Holding On to every "I love you, Mom"!

Share my story, wow what a topic? Where do I begin?
Have you ever heard the phase "Shattered dreams"? I have witnessed the most tragic shattered dream that as a mother, would never want or could imagine bearing.
Here is a quick overview of my life. I have been a lost soul out in the streets, in and out prison, etc. never really a mother or anything. I was blessed with 5 beautiful children and their lives were lived with either their fathers or grandmothers and adoptive family. I was blessed to still have the love of my children. In 2007 I was reunited with my children while in prison. I have so much to be thankful for through my children.
Then in 2008 we got together for the first time in many years. It was the most wonderful day of my life. To have all my children together and still have their love and compassion.
My oldest son Christopher was a coast guard and my younger son Nicholas was in school and had a great part of his life in the church. In April 2008, the day after Nicholas’ birthday, they both were with me, it was so wonderful to have them both with me bonding and sharing dreams and goals and their plans for a long life. As the evening came to a close we were out under the big tree in the yard and 
Nicholas said “mom when I die I want you to bury me under this tree”. 

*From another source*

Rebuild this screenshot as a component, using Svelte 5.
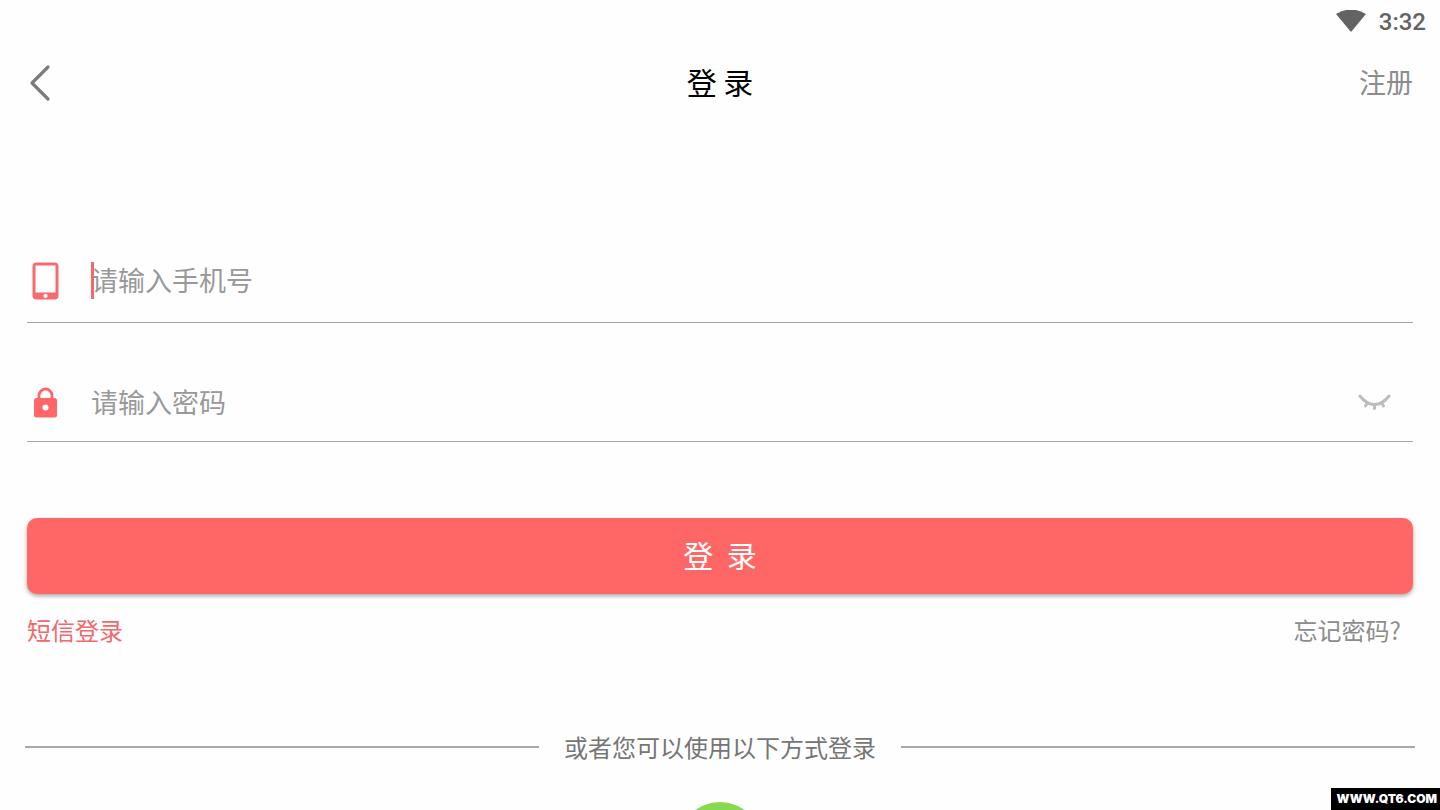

I said “Nic don't be silly”,
he said “for real mom”.
I just hugged him and Christopher said “mom I don't want to ever spend another day without you”.

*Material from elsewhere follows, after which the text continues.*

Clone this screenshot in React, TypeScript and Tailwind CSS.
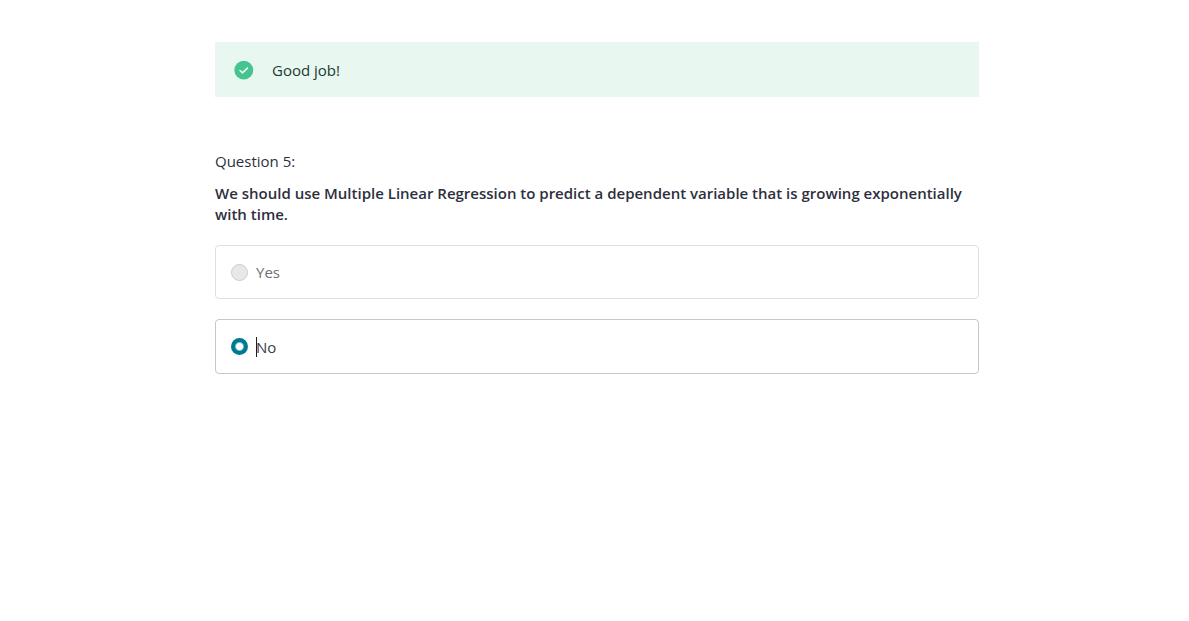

I said “you will never baby I love you”
Nic said “for real mom”.
Christopher said the same thing and sang me Dear mama. I cried and said “I promise my sons I am here for life”. Well as the evening closed they were going to town. 
I said “be careful”,
“ok mom we love you”.

Well 30 minutes later my heart ached so much so I called my son’s phone; it went to voice mail. I said “baby call me tell me you both are ok”… nothing... Around 1:00am I awoke to sirens and police officer saying ma’am both your sons were killed in a serious wreck.
All I remember after that was the day of Christopher’s funeral. I was walking out and looked at my phone and there was a voice mail. I listened and it was Nic saying “Mom we are on our way home”. How true that last day that was all that was talked about... I never would get to share another day with them, hear them laugh or say I love you mom, no more calls, nothing... and I wasted my whole life without them to finally have them and now to lose them to a fast car and a curvy road.
If you have children savour every moment and hold on to every “I love you”, because you never know when it will be the last.